1. Adding ability to edit comments
Threads are somewhat useful if looking for an answer to a specific question but even there it isn't always helpful if several people gave answers and you have to follow each thread to find what you are looking for. Sometimes its helpful because you can ignore a wrong answer and 30 people telling the poster why he is wrong.
Where flat is a problem is when you have 30 or more people in a single thread and it is impossible to tell who is responding to what. The best example of that is probably responses to articles, like ESPN or MSN where the chatter is such that someone will respond to someone else and there will be 40 posts between them but only 5 minutes in post time.
I agree with ehbeth about the social aspect. If we start threading, people will split so many threads and then split those threads it will become easy to miss interesting posts because they started from a point you might not be interested in. I'm thinking of some of the evolution threads where we get some nutty stuff posted but then it turns interesting later in the responses.

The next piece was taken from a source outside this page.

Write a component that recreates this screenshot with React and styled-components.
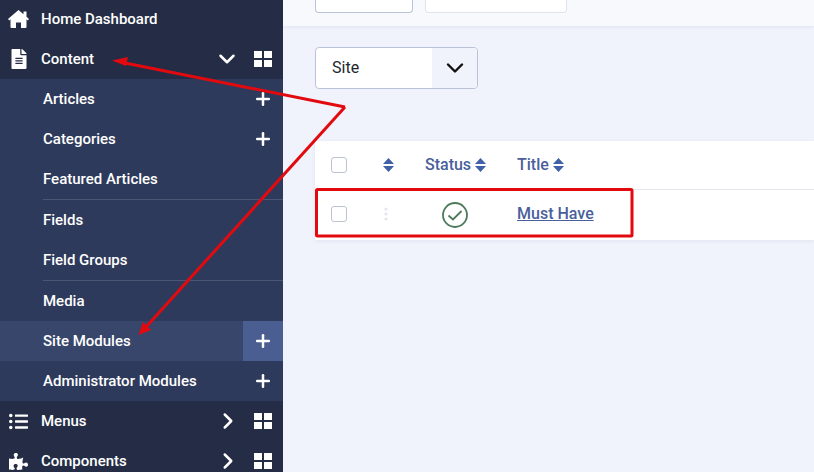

I avoided reading the other responses before answering so forgive me if I'm being redundant.
I don't like threaded forums. I find them entirely too disjointed and almost impossible to follow. The one threaded forum I participate on (sometimes) is terribly frustrating -- I have to go back and remind myself of what particular point is being discussed all too often -- and finding that point can sometimes be complicated.
My opinion might be clouded by the fact that I've been around here long enough to know when and who to skim over though.
Anyway.... if I get a vote I say keep things the way they are.
What if the only change for you (who would still be able to opt for flat) is the absence of the "reply all" feature (so that we can thread the replies for the ones who do want it)?